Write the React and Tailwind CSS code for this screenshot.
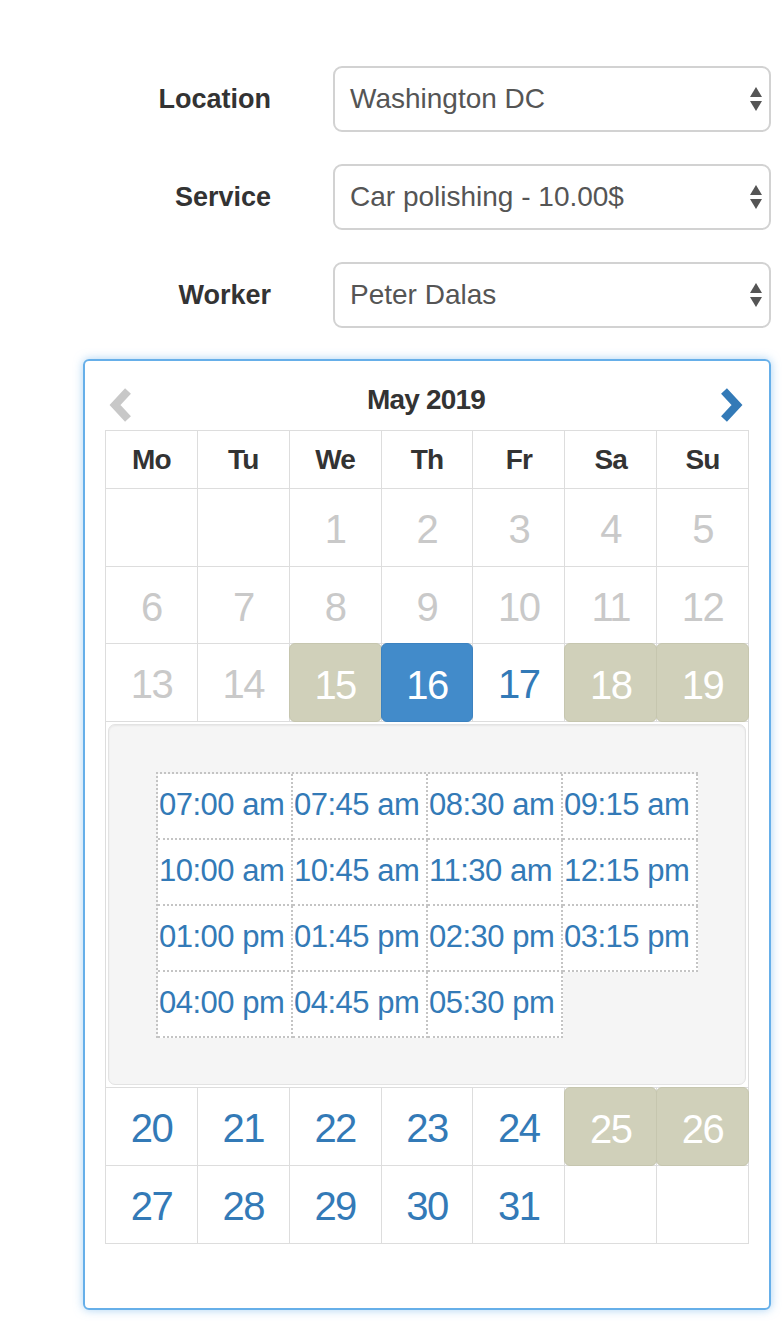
import React from "react";

const font = { fontFamily: '"Liberation Sans", Arial, Helvetica, sans-serif' };

function SelectArrows() {
  return (
    <svg width="14" height="26" viewBox="0 0 14 26" className="shrink-0">
      <polygon points="7,1 13,11 1,11" fill="#555" />
      <polygon points="1,15 13,15 7,25" fill="#555" />
    </svg>
  );
}

function FieldRow({ label, value, last }) {
  return (
    <div className={`flex items-center ${last ? "" : "mb-[32px]"}`}>
      <label className="w-[271px] text-right text-[27px] font-bold text-[#333]">{label}</label>
      <div className="ml-[62px] w-[438px] h-[66px] border-2 border-[#d2d2d2] rounded-[9px] bg-white flex items-center justify-between pl-[15px] pr-[6px]">
        <span className="text-[28px] text-[#555] whitespace-nowrap">{value}</span>
        <SelectArrows />
      </div>
    </div>
  );
}

function Chevron({ dir, color }) {
  const d = dir === "left" ? "M21 4 L8 18 L21 32" : "M5 4 L18 18 L5 32";
  return (
    <svg width="26" height="36" viewBox="0 0 26 36">
      <path d={d} fill="none" stroke={color} strokeWidth="8" strokeLinejoin="miter" strokeLinecap="butt" />
    </svg>
  );
}

const weekdays = ["Mo", "Tu", "We", "Th", "Fr", "Sa", "Su"];

// kinds: off = past/disabled, open = bookable, busy = unavailable weekend, sel = chosen date
const weeksTop = [
  [null, null, ["1", "off"], ["2", "off"], ["3", "off"], ["4", "off"], ["5", "off"]],
  [["6", "off"], ["7", "off"], ["8", "off"], ["9", "off"], ["10", "off"], ["11", "off"], ["12", "off"]],
  [["13", "off"], ["14", "off"], ["15", "busy"], ["16", "sel"], ["17", "open"], ["18", "busy"], ["19", "busy"]],
];
const weeksBottom = [
  [["20", "open"], ["21", "open"], ["22", "open"], ["23", "open"], ["24", "open"], ["25", "busy"], ["26", "busy"]],
  [["27", "open"], ["28", "open"], ["29", "open"], ["30", "open"], ["31", "open"], null, null],
];

const times = [
  "07:00 am", "07:45 am", "08:30 am", "09:15 am",
  "10:00 am", "10:45 am", "11:30 am", "12:15 pm",
  "01:00 pm", "01:45 pm", "02:30 pm", "03:15 pm",
  "04:00 pm", "04:45 pm", "05:30 pm",
];

function DayCell({ day }) {
  if (!day) return <div className="border-r border-b border-[#ddd]" />;
  const [n, kind] = day;
  if (kind === "busy" || kind === "sel") {
    const bg = kind === "sel" ? "bg-[#428bca] border-[#3c82c0]" : "bg-[#d0d0ba] border-[#c6c6af]";
    return (
      <div className="border-r border-b border-[#ddd] relative">
        <div className={`absolute -left-px -top-px -right-px -bottom-px rounded-[6px] border ${bg} flex items-center justify-center pt-[4px] text-white text-[40px] tracking-[-1.5px]`}>
          {n}
        </div>
      </div>
    );
  }
  const color = kind === "off" ? "text-[#c9c9c9]" : "text-[#337ab7]";
  return (
    <div className={`border-r border-b border-[#ddd] flex items-center justify-center pt-[3px] text-[40px] tracking-[-1.5px] ${color}`}>
      {n}
    </div>
  );
}

function WeekRow({ week, h }) {
  return (
    <div className={`grid grid-cols-7 ${h}`}>
      {week.map((d, i) => (
        <DayCell key={i} day={d} />
      ))}
    </div>
  );
}

export default function App() {
  return (
    <div className="w-[782px] min-h-[1339px] bg-white pt-[66px]" style={font}>
      <FieldRow label="Location" value="Washington DC" />
      <FieldRow label="Service" value="Car polishing - 10.00$" />
      <FieldRow label="Worker" value="Peter Dalas" last />

      <div className="mt-[31px] ml-[83px] w-[688px] h-[951px] border-2 border-[#66afe9] rounded-[6px] shadow-[0_0_10px_rgba(102,175,233,0.55)] px-[20px] pt-[19px]">
        <div className="h-[50px] flex items-center justify-between pl-[2px] pr-[4px]">
          <Chevron dir="left" color="#c8c8c8" />
          <span className="text-[28px] font-bold text-[#333] -mt-[10px] tracking-[-0.8px]">May 2019</span>
          <Chevron dir="right" color="#337ab7" />
        </div>

        <div className="border-l border-t border-[#ddd]">
          <div className="grid grid-cols-7 h-[58px]">
            {weekdays.map((w) => (
              <div key={w} className="border-r border-b border-[#ddd] flex items-center justify-center text-[28px] font-bold text-[#333] tracking-[-0.8px]">
                {w}
              </div>
            ))}
          </div>
          <WeekRow week={weeksTop[0]} h="h-[78px]" />
          <WeekRow week={weeksTop[1]} h="h-[77px]" />
          <WeekRow week={weeksTop[2]} h="h-[78px]" />

          <div className="border-r border-b border-[#ddd] p-[2px] h-[366px]">
            <div className="h-full bg-[#f5f5f5] border border-[#e3e3e3] rounded-[7px] shadow-[inset_0_1px_2px_rgba(0,0,0,0.06)] flex items-center justify-center">
              <div className="grid grid-cols-4 w-fit border-l-2 border-t-2 border-dotted border-[#c4c4c4]">
                {times.map((t) => (
                  <div key={t} className="w-[135px] h-[66px] bg-white border-r-2 border-b-2 border-dotted border-[#c4c4c4] flex items-center pl-[1px] text-[31px] text-[#337ab7] whitespace-nowrap tracking-[-0.5px]">
                    {t}
                  </div>
                ))}
              </div>
            </div>
          </div>

          <WeekRow week={weeksBottom[0]} h="h-[78px]" />
          <WeekRow week={weeksBottom[1]} h="h-[78px]" />
        </div>
      </div>
    </div>
  );
}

********

- **WRITTEN INSTRUCTION**
Reproduce each line word for word and drop the pictures.

- **THE SOLUTION**
Write the React and Tailwind CSS code for this screenshot.
import React from "react";

const font = { fontFamily: '"Liberation Sans", Arial, Helvetica, sans-serif' };

function SelectArrows() {
  return (
    <svg width="14" height="26" viewBox="0 0 14 26" className="shrink-0">
      <polygon points="7,1 13,11 1,11" fill="#555" />
      <polygon points="1,15 13,15 7,25" fill="#555" />
    </svg>
  );
}

function FieldRow({ label, value, last }) {
  return (
    <div className={`flex items-center ${last ? "" : "mb-[32px]"}`}>
      <label className="w-[271px] text-right text-[27px] font-bold text-[#333]">{label}</label>
      <div className="ml-[62px] w-[438px] h-[66px] border-2 border-[#d2d2d2] rounded-[9px] bg-white flex items-center justify-between pl-[15px] pr-[6px]">
        <span className="text-[28px] text-[#555] whitespace-nowrap">{value}</span>
        <SelectArrows />
      </div>
    </div>
  );
}

function Chevron({ dir, color }) {
  const d = dir === "left" ? "M21 4 L8 18 L21 32" : "M5 4 L18 18 L5 32";
  return (
    <svg width="26" height="36" viewBox="0 0 26 36">
      <path d={d} fill="none" stroke={color} strokeWidth="8" strokeLinejoin="miter" strokeLinecap="butt" />
    </svg>
  );
}

const weekdays = ["Mo", "Tu", "We", "Th", "Fr", "Sa", "Su"];

// kinds: off = past/disabled, open = bookable, busy = unavailable weekend, sel = chosen date
const weeksTop = [
  [null, null, ["1", "off"], ["2", "off"], ["3", "off"], ["4", "off"], ["5", "off"]],
  [["6", "off"], ["7", "off"], ["8", "off"], ["9", "off"], ["10", "off"], ["11", "off"], ["12", "off"]],
  [["13", "off"], ["14", "off"], ["15", "busy"], ["16", "sel"], ["17", "open"], ["18", "busy"], ["19", "busy"]],
];
const weeksBottom = [
  [["20", "open"], ["21", "open"], ["22", "open"], ["23", "open"], ["24", "open"], ["25", "busy"], ["26", "busy"]],
  [["27", "open"], ["28", "open"], ["29", "open"], ["30", "open"], ["31", "open"], null, null],
];

const times = [
  "07:00 am", "07:45 am", "08:30 am", "09:15 am",
  "10:00 am", "10:45 am", "11:30 am", "12:15 pm",
  "01:00 pm", "01:45 pm", "02:30 pm", "03:15 pm",
  "04:00 pm", "04:45 pm", "05:30 pm",
];

function DayCell({ day }) {
  if (!day) return <div className="border-r border-b border-[#ddd]" />;
  const [n, kind] = day;
  if (kind === "busy" || kind === "sel") {
    const bg = kind === "sel" ? "bg-[#428bca] border-[#3c82c0]" : "bg-[#d0d0ba] border-[#c6c6af]";
    return (
      <div className="border-r border-b border-[#ddd] relative">
        <div className={`absolute -left-px -top-px -right-px -bottom-px rounded-[6px] border ${bg} flex items-center justify-center pt-[4px] text-white text-[40px] tracking-[-1.5px]`}>
          {n}
        </div>
      </div>
    );
  }
  const color = kind === "off" ? "text-[#c9c9c9]" : "text-[#337ab7]";
  return (
    <div className={`border-r border-b border-[#ddd] flex items-center justify-center pt-[3px] text-[40px] tracking-[-1.5px] ${color}`}>
      {n}
    </div>
  );
}

function WeekRow({ week, h }) {
  return (
    <div className={`grid grid-cols-7 ${h}`}>
      {week.map((d, i) => (
        <DayCell key={i} day={d} />
      ))}
    </div>
  );
}

export default function App() {
  return (
    <div className="w-[782px] min-h-[1339px] bg-white pt-[66px]" style={font}>
      <FieldRow label="Location" value="Washington DC" />
      <FieldRow label="Service" value="Car polishing - 10.00$" />
      <FieldRow label="Worker" value="Peter Dalas" last />

      <div className="mt-[31px] ml-[83px] w-[688px] h-[951px] border-2 border-[#66afe9] rounded-[6px] shadow-[0_0_10px_rgba(102,175,233,0.55)] px-[20px] pt-[19px]">
        <div className="h-[50px] flex items-center justify-between pl-[2px] pr-[4px]">
          <Chevron dir="left" color="#c8c8c8" />
          <span className="text-[28px] font-bold text-[#333] -mt-[10px] tracking-[-0.8px]">May 2019</span>
          <Chevron dir="right" color="#337ab7" />
        </div>

        <div className="border-l border-t border-[#ddd]">
          <div className="grid grid-cols-7 h-[58px]">
            {weekdays.map((w) => (
              <div key={w} className="border-r border-b border-[#ddd] flex items-center justify-center text-[28px] font-bold text-[#333] tracking-[-0.8px]">
                {w}
              </div>
            ))}
          </div>
          <WeekRow week={weeksTop[0]} h="h-[78px]" />
          <WeekRow week={weeksTop[1]} h="h-[77px]" />
          <WeekRow week={weeksTop[2]} h="h-[78px]" />

          <div className="border-r border-b border-[#ddd] p-[2px] h-[366px]">
            <div className="h-full bg-[#f5f5f5] border border-[#e3e3e3] rounded-[7px] shadow-[inset_0_1px_2px_rgba(0,0,0,0.06)] flex items-center justify-center">
              <div className="grid grid-cols-4 w-fit border-l-2 border-t-2 border-dotted border-[#c4c4c4]">
                {times.map((t) => (
                  <div key={t} className="w-[135px] h-[66px] bg-white border-r-2 border-b-2 border-dotted border-[#c4c4c4] flex items-center pl-[1px] text-[31px] text-[#337ab7] whitespace-nowrap tracking-[-0.5px]">
                    {t}
                  </div>
                ))}
              </div>
            </div>
          </div>

          <WeekRow week={weeksBottom[0]} h="h-[78px]" />
          <WeekRow week={weeksBottom[1]} h="h-[78px]" />
        </div>
      </div>
    </div>
  );
}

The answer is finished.